The actions scenes actually have some clever elements, but they are not drawn well. Condor is apparently telekinetic, but this would be difficult to put together from the action sequences. I think part of it is that his powers are sketched as emanating from his face like ripples in a pond whereas when I think of telekinesis, I think of an invisible wall or fist. The way they drew Condor’s metahuman ability suggested telepathy to me. When Condor uses his telekinesis against people, it is very difficult to figure out how they are moving since there is no indication of how he used his telekinesis other than its effects, and the effect it has on people is not always clear. For instance, Batgirl is knocked off a building at one point, but due to the odd angle, I thought she had been simply knocked to her knees on the roof of the building.
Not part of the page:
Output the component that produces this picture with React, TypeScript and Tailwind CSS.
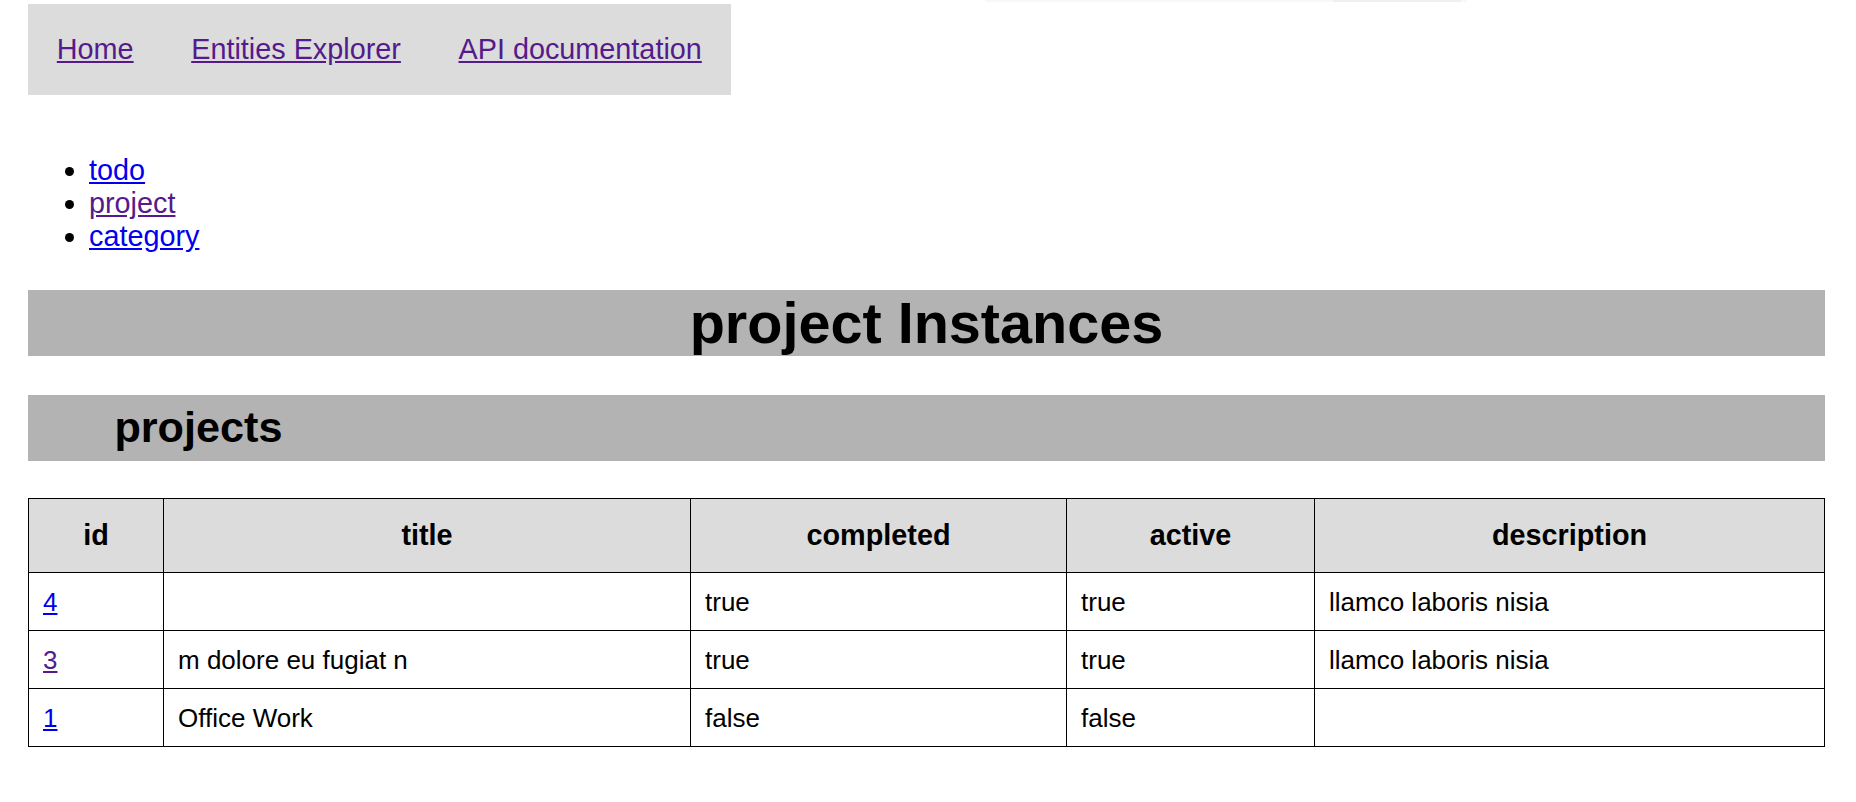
import React from "react";

const rows = [
  { id: "4", title: "", completed: "true", active: "true", description: "llamco laboris nisia", visited: false },
  { id: "3", title: "m dolore eu fugiat n", completed: "true", active: "true", description: "llamco laboris nisia", visited: true },
  { id: "1", title: "Office Work", completed: "false", active: "false", description: "", visited: false },
];

const entities = [
  { name: "todo", visited: false },
  { name: "project", visited: true },
  { name: "category", visited: false },
];

const App = () => {
  return (
    <div className="relative min-h-screen bg-white pl-[28px] pr-[31px] pt-[4px] font-['Liberation_Sans',Arial,sans-serif] text-black">
      {/* faint strip at the very top */}
      <div className="absolute left-[985px] top-0 h-[2px] w-[482px] bg-[#f8f8f8]">
        <div className="ml-[348px] h-[2px] w-[128px] bg-[#efefef]" />
      </div>

      <nav className="inline-flex gap-[57.6px] bg-[#dcdcdc] px-[28.8px] py-[29px] text-[28.8px] leading-[33px]">
        <a href="#" className="text-[#551a8b] underline">Home</a>
        <a href="#" className="text-[#551a8b] underline">Entities Explorer</a>
        <a href="#" className="text-[#551a8b] underline">API documentation</a>
      </nav>

      <ul className="mt-[59px] list-disc pl-[61px] text-[28.8px] leading-[33px]">
        {entities.map((e) => (
          <li key={e.name}>
            <a href="#" className={e.visited ? "text-[#551a8b] underline" : "text-[#0000ee] underline"}>
              {e.name}
            </a>
          </li>
        ))}
      </ul>

      <h1 className="mt-[37px] bg-[#b3b3b3] text-center text-[57.6px] font-bold leading-[66px]">
        project Instances
      </h1>

      <h2 className="mt-[39px] bg-[#b3b3b3] py-[8px] pl-[86.4px] text-[43.2px] font-bold leading-[49.7px]">
        projects
      </h2>

      <table className="mt-[37.6px] w-[1796px] table-fixed border-collapse border border-black">
        <colgroup>
          <col className="w-[135px]" />
          <col className="w-[527px]" />
          <col className="w-[376px]" />
          <col className="w-[248px]" />
          <col className="w-[510px]" />
        </colgroup>
        <thead>
          <tr className="bg-[#dcdcdc]">
            {["id", "title", "completed", "active", "description"].map((h) => (
              <th key={h} className="border border-black py-[20px] text-center text-[28.8px] font-bold leading-[33px]">
                {h}
              </th>
            ))}
          </tr>
        </thead>
        <tbody className="text-[26px] leading-[30px]">
          {rows.map((r) => (
            <tr key={r.id}>
              <td className="border border-black px-[14px] py-[13.5px]">
                <a href="#" className={r.visited ? "text-[#551a8b] underline" : "text-[#0000ee] underline"}>
                  {r.id}
                </a>
              </td>
              <td className="border border-black px-[14px] py-[13.5px]">{r.title}</td>
              <td className="border border-black px-[14px] py-[13.5px]">{r.completed}</td>
              <td className="border border-black px-[14px] py-[13.5px]">{r.active}</td>
              <td className="border border-black px-[14px] py-[13.5px]">{r.description}</td>
            </tr>
          ))}
        </tbody>
      </table>
    </div>
  );
};

export default App;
There were several more moments in the action which caused me to puzzle over what happened, and that is never a good thing.

Watch Your Step

In the fight with Condor, both Batgirl and Starling get knocked off the roof of the building, yet nobody comes to their aid. Instead, Black Canary dives off a building to save Condor, the guy they were fighting with wings on his back. Furthering the confusion, she saves him by grabbing hold of him and releasing her Canary Cry at the ground presumably slowing their decent. My brain is trying to ponder the metaphysics of that, and it cannot quite make it compute.
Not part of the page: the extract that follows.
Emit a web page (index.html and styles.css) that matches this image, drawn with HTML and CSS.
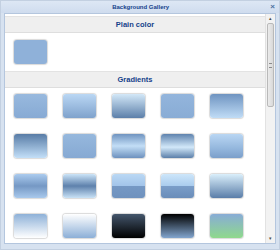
FILE: index.html
```html
<!DOCTYPE html>
<html lang="en">
<head>
    <meta charset="UTF-8">
    <title>Background Gallery</title>
    <link rel="stylesheet" href="styles.css">
</head>
<body>
    <div class="window">
        <div class="titlebar">
            <span class="title">Background Gallery</span>
            <span class="close">&#215;</span>
        </div>
        <div class="body">
            <div class="content">
                <div class="section-header">Plain color</div>
                <div class="plain">
                    <div class="tile" style="background: #8fb1d9;"></div>
                </div>
                <div class="section-header">Gradients</div>
                <div class="grid">
                    <div class="tile" style="background: linear-gradient(#98b9de, #87aad4);"></div>
                    <div class="tile" style="background: linear-gradient(#bad7f4, #7fa2cc);"></div>
                    <div class="tile" style="background: linear-gradient(#d3e8f8, #5c7fa9);"></div>
                    <div class="tile" style="background: linear-gradient(#93b5dc, #89acd5);"></div>
                    <div class="tile" style="background: linear-gradient(#6f94c1, #c0dcf6);"></div>

                    <div class="tile" style="background: linear-gradient(#587ca6, #c3dff8);"></div>
                    <div class="tile" style="background: linear-gradient(#96b8dd, #86a9d3);"></div>
                    <div class="tile" style="background: linear-gradient(#7094c0, #c3def6 50%, #6d91be);"></div>
                    <div class="tile" style="background: linear-gradient(#5f83ae, #d2e8f9 55%, #5b7fa9);"></div>
                    <div class="tile" style="background: linear-gradient(#b9d6f3, #94b7dd 60%, #7b9fca);"></div>

                    <div class="tile" style="background: linear-gradient(#abcbee, #7598c4 50%, #a9c9ec);"></div>
                    <div class="tile" style="background: linear-gradient(#cbe4f8, #5e81ac 50%, #c9e2f6);"></div>
                    <div class="tile" style="background: linear-gradient(#bad8f4, #a3c5ea 48%, #7598c4 52%, #6f92be);"></div>
                    <div class="tile" style="background: linear-gradient(#cde6fa, #abcdee 48%, #7a9dc8 52%, #6a8db9);"></div>
                    <div class="tile" style="background: linear-gradient(#daeffb, #5a7da8);"></div>

                    <div class="tile" style="background: linear-gradient(#8eb1d8, #ffffff);"></div>
                    <div class="tile" style="background: linear-gradient(#ffffff, #8cafd7);"></div>
                    <div class="tile" style="background: linear-gradient(#44566c, #000000);"></div>
                    <div class="tile" style="background: linear-gradient(#000000, #82a5ce);"></div>
                    <div class="tile" style="background: linear-gradient(#88acd6, #8fd98c);"></div>
                </div>
            </div>
            <div class="scrollbar">
                <span class="arrow">&#9652;</span>
                <div class="track">
                    <div class="thumb"><span class="grip"></span></div>
                </div>
                <span class="arrow">&#9662;</span>
            </div>
        </div>
    </div>
</body>
</html>
```

FILE: styles.css
```css
html, body {
    margin: 0;
    padding: 0;
    background: #ffffff;
}
.window {
    width: 280px;
    height: 250px;
    box-sizing: border-box;
    border: 1px solid #c3d0e1;
    background: #d7e2f0;
    display: flex;
    flex-direction: column;
    font-family: "Liberation Sans", Arial, sans-serif;
}
.titlebar {
    height: 12px;
    display: flex;
    align-items: center;
    padding: 0 4px;
    background: linear-gradient(#dde7f4, #cfdcee);
}
.title {
    flex: 1;
    text-align: center;
    font-size: 6px;
    font-weight: bold;
    color: #15428b;
    padding-left: 6px;
}
.close {
    font-size: 8px;
    font-weight: bold;
    color: #4d6f9e;
    line-height: 8px;
}
.body {
    flex: 1;
    display: flex;
    margin: 0 3px 5px 3px;
    border: 1px solid #b4c6de;
    background: #ffffff;
    overflow: hidden;
}
.content {
    flex: 1;
    overflow: hidden;
    padding-top: 2px;
}
.section-header {
    height: 15px;
    line-height: 15px;
    background: #efefef;
    border-top: 1px solid #e3e3e3;
    border-bottom: 1px solid #dedede;
    text-align: center;
    font-size: 7.5px;
    font-weight: bold;
    color: #15428b;
}
.plain {
    padding: 7px 0 7px 9px;
}
.grid {
    display: grid;
    grid-template-columns: repeat(5, 33px);
    column-gap: 16px;
    row-gap: 16px;
    padding: 6px 0 0 9px;
}
.tile {
    width: 33px;
    height: 24px;
    border-radius: 3px;
    box-shadow: 0 0 1px 1px #dadada;
}
.scrollbar {
    width: 9px;
    display: flex;
    flex-direction: column;
    align-items: center;
    background: #f2f2f2;
    border-left: 1px solid #e2e2e2;
}
.arrow {
    font-size: 5px;
    line-height: 9px;
    color: #4c4c4c;
}
.track {
    flex: 1;
    width: 100%;
}
.thumb {
    margin: 0 1px;
    height: 82px;
    background: linear-gradient(90deg, #ebebeb, #d9d9d9);
    border: 1px solid #b9b9b9;
    border-radius: 2px;
    display: flex;
    align-items: center;
    justify-content: center;
}
.grip {
    width: 3px;
    height: 3px;
    border-top: 1px solid #8c8c8c;
    border-bottom: 1px solid #8c8c8c;
}
```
Back to Dinah allowing her teammates to plummet to their death, I get that Batgirl has a utility belt, so in all likelihood, she should be able to save herself, but Starling has not been demonstrated to have such gear, so letting her fall on her own is a pretty big oversight.

Thankfully, Starling is seen in a later scene, so we can all rest easy.

Eight Hours until Nobody Cares?

In both this issue in the last, readers are treated with an occasional countdown which warns of something dire about to happen, but I find it difficult to care when it is not clear what dreaded thing is supposed to happen when the timer reaches zero. Perhaps if the heroines were aware of the threat, it would add a sense of tension and urgency to the story, but they do not know, and the countdown is just intrusive.

Conclusion 3/5

This book was kind of boring. Diehard Birds of Prey fans should go ahead and pick it up because it has enough good things going for it to make it a worthwhile purchase for them, but everybody else should steer clear.

My Opinion

Cover - 4/5
Art - 4/5
Colors/Ink/Lettering - 4/5
Layout/Flow - 5/5
Story - 5/5
Verdict - 4.6

Unlike Batwatch, I really enjoy Birds of Prey. While not one of my favorite books it does make for a good read. I miss the covers done by Stanley Lau "Art Germ" but this one isn't bad. I'm excited to see where this series is going.